Car la quête de vérité se double aussi d’un rapport entre histoire intime et Histoire, par le biais de la sœur Agnes (formidable Inga Ibsdotter Lilleaas), historienne sur les traces de sa grand-mère, résistante revenue détruite après la détention et la torture. Ce personnage essentiel est le liant temporel entre les générations, et la seule capable de conjurer l’enlisement de Nora : elle établit la vérité sur le passé de son aïeule, s’affranchit du père, qui l’a cantonnée à un rôle qu’elle a joué enfant (dans un film bien entendu historique) et rappelle à sa sœur ainée à quel point elle a protégé son enfance.
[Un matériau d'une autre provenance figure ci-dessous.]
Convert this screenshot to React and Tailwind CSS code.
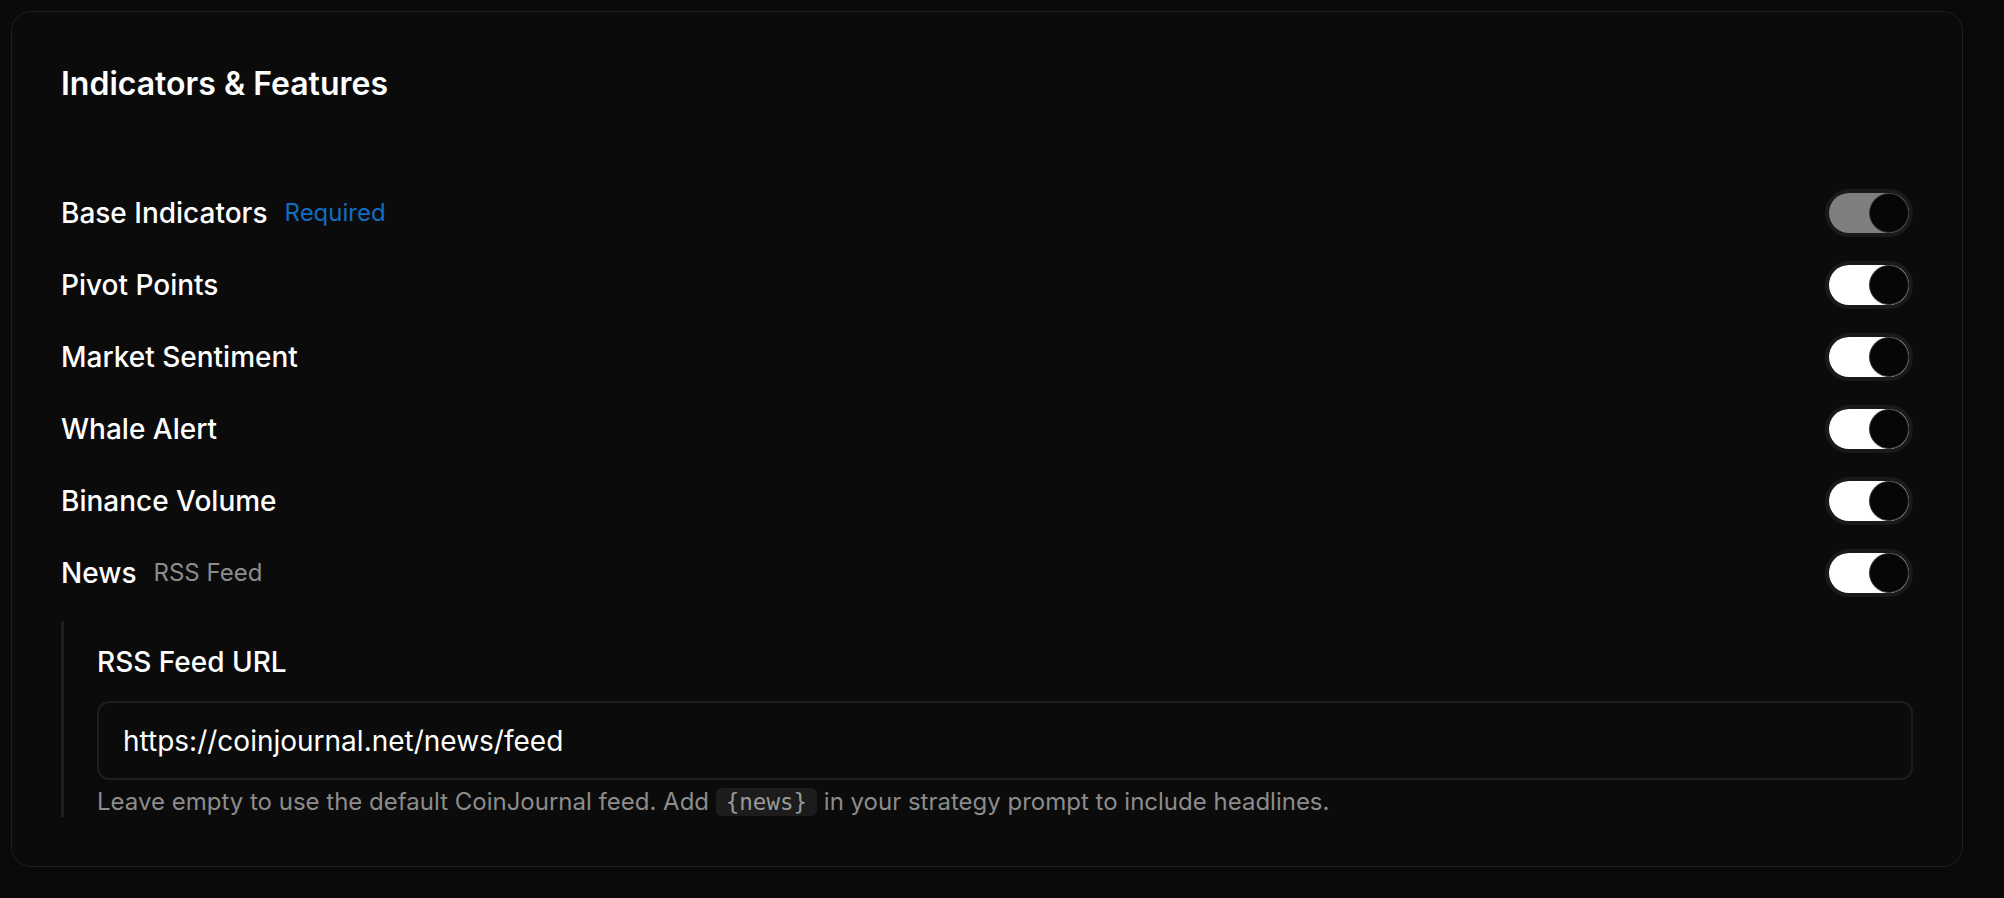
import React, { useState } from "react";

const features = [
  { key: "base", label: "Base Indicators", tag: "Required", tagTone: "blue", locked: true },
  { key: "pivot", label: "Pivot Points" },
  { key: "sentiment", label: "Market Sentiment" },
  { key: "whale", label: "Whale Alert" },
  { key: "volume", label: "Binance Volume" },
  { key: "news", label: "News", tag: "RSS Feed", tagTone: "gray" },
];

// Toggle switch
function Toggle({ checked, disabled, onChange }) {
  return (
    <button
      type="button"
      onClick={() => !disabled && onChange(!checked)}
      className="rounded-full border-4 border-[#1a1a1a] p-0"
    >
      <span
        className={`flex h-[40px] w-[80px] items-center rounded-full ${
          checked ? "justify-end" : "justify-start"
        } ${
          disabled
            ? "bg-[#7f7f7f]"
            : "bg-gradient-to-r from-white via-white to-[#e6e6e6]"
        }`}
      >
        <span className="h-[40px] w-[40px] rounded-full border border-[#3a3a3a] bg-[#060606]" />
      </span>
    </button>
  );
}

export default function App() {
  const [state, setState] = useState({
    base: true,
    pivot: true,
    sentiment: true,
    whale: true,
    volume: true,
    news: true,
  });
  const [feed, setFeed] = useState("https://coinjournal.net/news/feed");

  return (
    <div
      className="min-h-screen bg-[#0a0a0a] pl-[11px] pt-[11px] text-white"
      style={{ fontFamily: "Inter, 'Noto Sans', sans-serif" }}
    >
      <div className="w-[1952px] rounded-[20px] border border-[#1f1f1f] bg-[#0b0b0b] px-[49px] pb-[49px] pt-[52px]">
        <h2 className="text-[32px] font-semibold leading-[40px]">
          Indicators &amp; Features
        </h2>

        <div className="mt-[73px] flex flex-col">
          {features.map((f) => (
            <div key={f.key} className="flex h-[72px] items-center justify-between">
              <div className="flex items-center gap-[17px]">
                <span className="text-[28px] font-medium">{f.label}</span>
                {f.tag && (
                  <span
                    className={`text-[24px] ${
                      f.tagTone === "blue" ? "text-[#136cc0]" : "text-[#8c8c8c]"
                    }`}
                  >
                    {f.tag}
                  </span>
                )}
              </div>
              <Toggle
                checked={state[f.key]}
                disabled={f.locked}
                onChange={(v) => setState({ ...state, [f.key]: v })}
              />
            </div>
          ))}
        </div>

        {/* RSS settings */}
        {state.news && (
          <div className="mt-[12px] border-l-[3px] border-[#1f1f1f] pl-[33px] pt-[25px]">
            <label className="block text-[28px] font-medium leading-[32px]">
              RSS Feed URL
            </label>
            <input
              value={feed}
              onChange={(e) => setFeed(e.target.value)}
              className="mt-[23px] block h-[79px] w-full rounded-[12px] border-2 border-[#1e1e1e] bg-[#0b0b0b] px-[24px] text-[28px] text-white outline-none"
            />
            <p className="mt-[7px] text-[24px] leading-[30px] text-[#8c8c8c]">
              Leave empty to use the default CoinJournal feed. Add{" "}
              <code className="rounded-[6px] bg-[#1c1c1c] px-[10px] py-[1px] font-['DejaVu_Sans_Mono',monospace] text-[22.5px] text-[#9a9a9a]">
                {"{news}"}
              </code>{" "}
              in your strategy prompt to include headlines.
            </p>
          </div>
        )}
      </div>
    </div>
  );
}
La figure du père permet aussi à Trier d’interroger les limites de la posture du créateur, activement remise en question ces dernières années. « Un véritable artiste est libre et doit le rester », assène-t-il, avant de fustiger l’embourgeoisement de la nouvelle génération revendiquant bienveillance et apaisement. Cette mythologie d’un art torturé met en abyme le travail de Trier, qui scrute avec malice le fantasme esthétique du patriarche, élaborant avec un certain sadisme complaisant le plan-séquence qui reconstitue le suicide de sa mère au sein de sa prochaine fiction.
Mais Trier, comme il l’avait instauré avec Julie en 12 chapitres, n’englue pas pour autant ses personnages dans un mécanisme tragique, comme ce pouvait être le cas dans Oslo, 31 août ou Back Home. Une certaine ironie pointe dans le conflit intergénérationnel, notamment dans les contradictions d’un créateur, supposément sans concession, qui finira chez Netflix, ou à la faveur d’une séquence où il offre à son petit-fils un lot de DVDs comprenant Irréversible et La Pianiste, pour lui faire comprendre les femmes… Deux films présentés à Cannes par le passé, ce qui a provoqué un grand éclat de rire dans le Grand Théâtre Lumière. Nora, elle-même, reste l’héritière de la vanité paternelle, dans ses relations ou dans son métier, et réagit comme l’attend son père lorsqu’il engage une autre qu’elle pour interpréter un rôle écrit à son intention.
Le grand œuvre fantasmé par le cinéaste en perte de vitesse supposera une série de concessions et de renoncements auxquels répondront des soubresauts, prises de consciences et revendications parmi sa descendance : Trier tend ici un miroir lucide à sa propre ambition cinématographique, dans laquelle il convoque les thématiques bergmaniennes et certains plans, de pluie notamment, qu’aurait affectionné Tarkovski. Le dénouement, qui dévoile les coulisses d’un décor de studio, prend acte d’une distanciation entre la maison personnifiée des débuts et sa nécessaire artificialité pour entrer dans le champ cinématographique, alors que la victoire du créateur génère son lot d’ambiguïtés sur la pérennité de son emprise. Les failles n’ouvrent pas que sur l’abime de la dépression : elles fissurent aussi un édifice qui doit être malmené pour que la lumière puisse passer.